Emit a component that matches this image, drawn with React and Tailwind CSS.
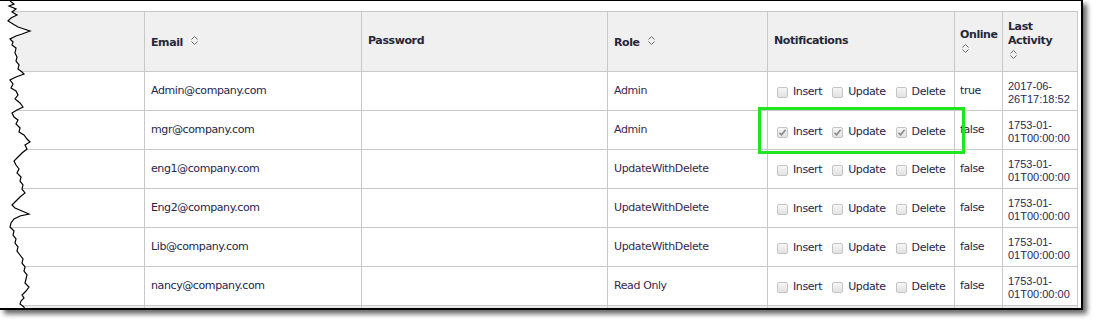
import React from "react";

const USERS = [
  { email: "Admin@company.com", role: "Admin", checked: false, online: "true", last: ["2017-06-", "26T17:18:52"] },
  { email: "mgr@company.com", role: "Admin", checked: true, online: "false", last: ["1753-01-", "01T00:00:00"] },
  { email: "eng1@company.com", role: "UpdateWithDelete", checked: false, online: "false", last: ["1753-01-", "01T00:00:00"] },
  { email: "Eng2@company.com", role: "UpdateWithDelete", checked: false, online: "false", last: ["1753-01-", "01T00:00:00"] },
  { email: "Lib@company.com", role: "UpdateWithDelete", checked: false, online: "false", last: ["1753-01-", "01T00:00:00"] },
  { email: "nancy@company.com", role: "Read Only", checked: false, online: "false", last: ["1753-01-", "01T00:00:00"] },
];

const TORN = [
  [10,0],[14,3],[9,5],[16,8],[12,11],[17,14],[11,17],[8,20],[13,23],[18,26],[24,28],[30,30],[22,33],[16,35],[10,38],
  [13,41],[12,44],[16,47],[15,52],[17,56],[16,60],[19,64],[18,68],[22,71],[24,73],[16,76],[10,79],[13,83],[11,87],
  [16,90],[18,94],[15,98],[20,102],[23,106],[17,109],[12,112],[14,116],[18,119],[16,123],[20,127],[19,131],[24,134],
  [27,138],[30,141],[25,144],[27,148],[22,152],[18,156],[14,160],[16,164],[19,168],[17,172],[21,176],[20,180],
  [23,184],[22,188],[25,192],[20,196],[16,200],[12,204],[15,207],[22,210],[29,213],[20,215],[14,218],[11,222],
  [10,226],[14,230],[13,234],[16,238],[15,242],[18,246],[17,250],[20,254],[23,258],[22,262],[25,266],[24,270],
  [27,274],[26,278],[25,282],[29,286],[26,290],[22,294],[24,297],[21,300],[20,303],[24,306],[25,312],
];

function SortIcon({ className = "" }) {
  return (
    <svg width="9" height="11" viewBox="0 0 9 11" className={className} fill="none" stroke="#6b6b6b" strokeWidth="1">
      <path d="M1.5 4.5 L4.5 1.5 L7.5 4.5" />
      <path d="M1.5 6.5 L4.5 9.5 L7.5 6.5" />
    </svg>
  );
}

function Check({ checked, label }) {
  return (
    <span className="inline-flex items-center">
      <span className="w-[11px] h-[11px] rounded-[2px] border border-[#c4c4c4] bg-gradient-to-b from-[#f6f6f6] to-[#e2e2e2] flex items-center justify-center">
        {checked && (
          <svg width="9" height="9" viewBox="0 0 9 9" fill="none" stroke="#8a8a8a" strokeWidth="1.6">
            <path d="M1.5 4.8 L3.6 6.8 L7.6 1.8" />
          </svg>
        )}
      </span>
      <span className="ml-[5px]">{label}</span>
    </span>
  );
}

export default function App() {
  const tornPts = TORN.map(([x, y]) => `${x},${y}`).join(" ");
  return (
    <div className="w-[1097px] h-[325px] bg-white overflow-hidden" style={{ fontFamily: "'DejaVu Sans', Verdana, sans-serif" }}>
      <div className="relative w-[1083px] h-[310px] bg-white border-t border-r-2 border-b-2 border-black shadow-[4px_4px_5px_rgba(0,0,0,0.6)] overflow-hidden pt-[10px]">
        <table className="table-fixed border-collapse w-[1077px] text-[11px] tracking-[-0.4px] text-[#25254a]">
          <colgroup>
            <col className="w-[144px]" />
            <col className="w-[217px]" />
            <col className="w-[246px]" />
            <col className="w-[160px]" />
            <col className="w-[187px]" />
            <col className="w-[48px]" />
            <col className="w-[75px]" />
          </colgroup>
          <thead>
            <tr className="h-[60px] bg-[#f0f0f0] text-[#26263a] font-semibold">
              <th className="border border-[#c8c8c8]" />
              <th className="border border-[#c8c8c8] px-[6px] text-left align-middle">
                <span className="inline-flex items-center pt-[3px]">
                  <span>Email</span>
                  <SortIcon className="ml-[7px] -mt-[5px]" />
                </span>
              </th>
              <th className="border border-[#c8c8c8] px-[6px] text-left align-middle">Password</th>
              <th className="border border-[#c8c8c8] px-[6px] text-left align-middle">
                <span className="inline-flex items-center pt-[3px]">
                  <span>Role</span>
                  <SortIcon className="ml-[7px] -mt-[5px]" />
                </span>
              </th>
              <th className="border border-[#c8c8c8] px-[6px] text-left align-middle">Notifications</th>
              <th className="border border-[#c8c8c8] px-[5px] pb-[2px] text-left align-middle leading-[14px]">
                <div>Online</div>
                <SortIcon className="mt-[1px] ml-[1px]" />
              </th>
              <th className="border border-[#c8c8c8] px-[5px] pb-[3px] text-left align-middle leading-[14px]">
                <div>Last</div>
                <div>Activity</div>
                <SortIcon className="mt-[1px] ml-[1px]" />
              </th>
            </tr>
          </thead>
          <tbody>
            {USERS.map((u) => (
              <tr key={u.email} className="h-[39px]">
                <td className="border border-[#c8c8c8]" />
                <td className="border border-[#c8c8c8] px-[6px] align-middle">{u.email}</td>
                <td className="border border-[#c8c8c8]" />
                <td className="border border-[#c8c8c8] px-[6px] align-middle text-[#3a1f4d]">{u.role}</td>
                <td className="border border-[#c8c8c8] pl-[9px] pt-[6px] align-middle whitespace-nowrap">
                  <span className="inline-flex items-center gap-[10px]">
                    <Check checked={u.checked} label="Insert" />
                    <Check checked={u.checked} label="Update" />
                    <Check checked={u.checked} label="Delete" />
                  </span>
                </td>
                <td className="border border-[#c8c8c8] px-[5px] align-middle">{u.online}</td>
                <td
                  className="border border-[#c8c8c8] px-[5px] pt-[3px] align-middle text-[11px] leading-[13px] tracking-normal text-[#1f2a55]"
                  style={{ fontFamily: "'Liberation Sans', Arial, sans-serif" }}
                >
                  <div>{u.last[0]}</div>
                  <div>{u.last[1]}</div>
                </td>
              </tr>
            ))}
            <tr className="h-[20px] bg-[#ececec]">
              <td className="border border-[#c8c8c8]" />
              <td className="border border-[#c8c8c8]" />
              <td className="border border-[#c8c8c8]" />
              <td className="border border-[#c8c8c8]" />
              <td className="border border-[#c8c8c8]" />
              <td className="border border-[#c8c8c8]" />
              <td className="border border-[#c8c8c8]" />
            </tr>
          </tbody>
        </table>

        {/* torn left edge */}
        <svg className="absolute left-0 top-0" width="40" height="312" viewBox="0 0 40 312">
          <polygon points={`0,0 ${tornPts} 0,312`} fill="#ffffff" />
          <polyline points={tornPts} fill="none" stroke="#000" strokeWidth="1.2" />
        </svg>

        {/* green highlight */}
        <div className="absolute left-[758px] top-[106px] w-[207px] h-[47px] border-[3px] border-[#1fe61f]" />
      </div>
    </div>
  );
}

****

> **Aim**
Transcribe the whole listing exactly. Pictures are excluded.

> **Solved exercise**
Emit a component that matches this image, drawn with React and Tailwind CSS.
import React from "react";

const USERS = [
  { email: "Admin@company.com", role: "Admin", checked: false, online: "true", last: ["2017-06-", "26T17:18:52"] },
  { email: "mgr@company.com", role: "Admin", checked: true, online: "false", last: ["1753-01-", "01T00:00:00"] },
  { email: "eng1@company.com", role: "UpdateWithDelete", checked: false, online: "false", last: ["1753-01-", "01T00:00:00"] },
  { email: "Eng2@company.com", role: "UpdateWithDelete", checked: false, online: "false", last: ["1753-01-", "01T00:00:00"] },
  { email: "Lib@company.com", role: "UpdateWithDelete", checked: false, online: "false", last: ["1753-01-", "01T00:00:00"] },
  { email: "nancy@company.com", role: "Read Only", checked: false, online: "false", last: ["1753-01-", "01T00:00:00"] },
];

const TORN = [
  [10,0],[14,3],[9,5],[16,8],[12,11],[17,14],[11,17],[8,20],[13,23],[18,26],[24,28],[30,30],[22,33],[16,35],[10,38],
  [13,41],[12,44],[16,47],[15,52],[17,56],[16,60],[19,64],[18,68],[22,71],[24,73],[16,76],[10,79],[13,83],[11,87],
  [16,90],[18,94],[15,98],[20,102],[23,106],[17,109],[12,112],[14,116],[18,119],[16,123],[20,127],[19,131],[24,134],
  [27,138],[30,141],[25,144],[27,148],[22,152],[18,156],[14,160],[16,164],[19,168],[17,172],[21,176],[20,180],
  [23,184],[22,188],[25,192],[20,196],[16,200],[12,204],[15,207],[22,210],[29,213],[20,215],[14,218],[11,222],
  [10,226],[14,230],[13,234],[16,238],[15,242],[18,246],[17,250],[20,254],[23,258],[22,262],[25,266],[24,270],
  [27,274],[26,278],[25,282],[29,286],[26,290],[22,294],[24,297],[21,300],[20,303],[24,306],[25,312],
];

function SortIcon({ className = "" }) {
  return (
    <svg width="9" height="11" viewBox="0 0 9 11" className={className} fill="none" stroke="#6b6b6b" strokeWidth="1">
      <path d="M1.5 4.5 L4.5 1.5 L7.5 4.5" />
      <path d="M1.5 6.5 L4.5 9.5 L7.5 6.5" />
    </svg>
  );
}

function Check({ checked, label }) {
  return (
    <span className="inline-flex items-center">
      <span className="w-[11px] h-[11px] rounded-[2px] border border-[#c4c4c4] bg-gradient-to-b from-[#f6f6f6] to-[#e2e2e2] flex items-center justify-center">
        {checked && (
          <svg width="9" height="9" viewBox="0 0 9 9" fill="none" stroke="#8a8a8a" strokeWidth="1.6">
            <path d="M1.5 4.8 L3.6 6.8 L7.6 1.8" />
          </svg>
        )}
      </span>
      <span className="ml-[5px]">{label}</span>
    </span>
  );
}

export default function App() {
  const tornPts = TORN.map(([x, y]) => `${x},${y}`).join(" ");
  return (
    <div className="w-[1097px] h-[325px] bg-white overflow-hidden" style={{ fontFamily: "'DejaVu Sans', Verdana, sans-serif" }}>
      <div className="relative w-[1083px] h-[310px] bg-white border-t border-r-2 border-b-2 border-black shadow-[4px_4px_5px_rgba(0,0,0,0.6)] overflow-hidden pt-[10px]">
        <table className="table-fixed border-collapse w-[1077px] text-[11px] tracking-[-0.4px] text-[#25254a]">
          <colgroup>
            <col className="w-[144px]" />
            <col className="w-[217px]" />
            <col className="w-[246px]" />
            <col className="w-[160px]" />
            <col className="w-[187px]" />
            <col className="w-[48px]" />
            <col className="w-[75px]" />
          </colgroup>
          <thead>
            <tr className="h-[60px] bg-[#f0f0f0] text-[#26263a] font-semibold">
              <th className="border border-[#c8c8c8]" />
              <th className="border border-[#c8c8c8] px-[6px] text-left align-middle">
                <span className="inline-flex items-center pt-[3px]">
                  <span>Email</span>
                  <SortIcon className="ml-[7px] -mt-[5px]" />
                </span>
              </th>
              <th className="border border-[#c8c8c8] px-[6px] text-left align-middle">Password</th>
              <th className="border border-[#c8c8c8] px-[6px] text-left align-middle">
                <span className="inline-flex items-center pt-[3px]">
                  <span>Role</span>
                  <SortIcon className="ml-[7px] -mt-[5px]" />
                </span>
              </th>
              <th className="border border-[#c8c8c8] px-[6px] text-left align-middle">Notifications</th>
              <th className="border border-[#c8c8c8] px-[5px] pb-[2px] text-left align-middle leading-[14px]">
                <div>Online</div>
                <SortIcon className="mt-[1px] ml-[1px]" />
              </th>
              <th className="border border-[#c8c8c8] px-[5px] pb-[3px] text-left align-middle leading-[14px]">
                <div>Last</div>
                <div>Activity</div>
                <SortIcon className="mt-[1px] ml-[1px]" />
              </th>
            </tr>
          </thead>
          <tbody>
            {USERS.map((u) => (
              <tr key={u.email} className="h-[39px]">
                <td className="border border-[#c8c8c8]" />
                <td className="border border-[#c8c8c8] px-[6px] align-middle">{u.email}</td>
                <td className="border border-[#c8c8c8]" />
                <td className="border border-[#c8c8c8] px-[6px] align-middle text-[#3a1f4d]">{u.role}</td>
                <td className="border border-[#c8c8c8] pl-[9px] pt-[6px] align-middle whitespace-nowrap">
                  <span className="inline-flex items-center gap-[10px]">
                    <Check checked={u.checked} label="Insert" />
                    <Check checked={u.checked} label="Update" />
                    <Check checked={u.checked} label="Delete" />
                  </span>
                </td>
                <td className="border border-[#c8c8c8] px-[5px] align-middle">{u.online}</td>
                <td
                  className="border border-[#c8c8c8] px-[5px] pt-[3px] align-middle text-[11px] leading-[13px] tracking-normal text-[#1f2a55]"
                  style={{ fontFamily: "'Liberation Sans', Arial, sans-serif" }}
                >
                  <div>{u.last[0]}</div>
                  <div>{u.last[1]}</div>
                </td>
              </tr>
            ))}
            <tr className="h-[20px] bg-[#ececec]">
              <td className="border border-[#c8c8c8]" />
              <td className="border border-[#c8c8c8]" />
              <td className="border border-[#c8c8c8]" />
              <td className="border border-[#c8c8c8]" />
              <td className="border border-[#c8c8c8]" />
              <td className="border border-[#c8c8c8]" />
              <td className="border border-[#c8c8c8]" />
            </tr>
          </tbody>
        </table>

        {/* torn left edge */}
        <svg className="absolute left-0 top-0" width="40" height="312" viewBox="0 0 40 312">
          <polygon points={`0,0 ${tornPts} 0,312`} fill="#ffffff" />
          <polyline points={tornPts} fill="none" stroke="#000" strokeWidth="1.2" />
        </svg>

        {/* green highlight */}
        <div className="absolute left-[758px] top-[106px] w-[207px] h-[47px] border-[3px] border-[#1fe61f]" />
      </div>
    </div>
  );
}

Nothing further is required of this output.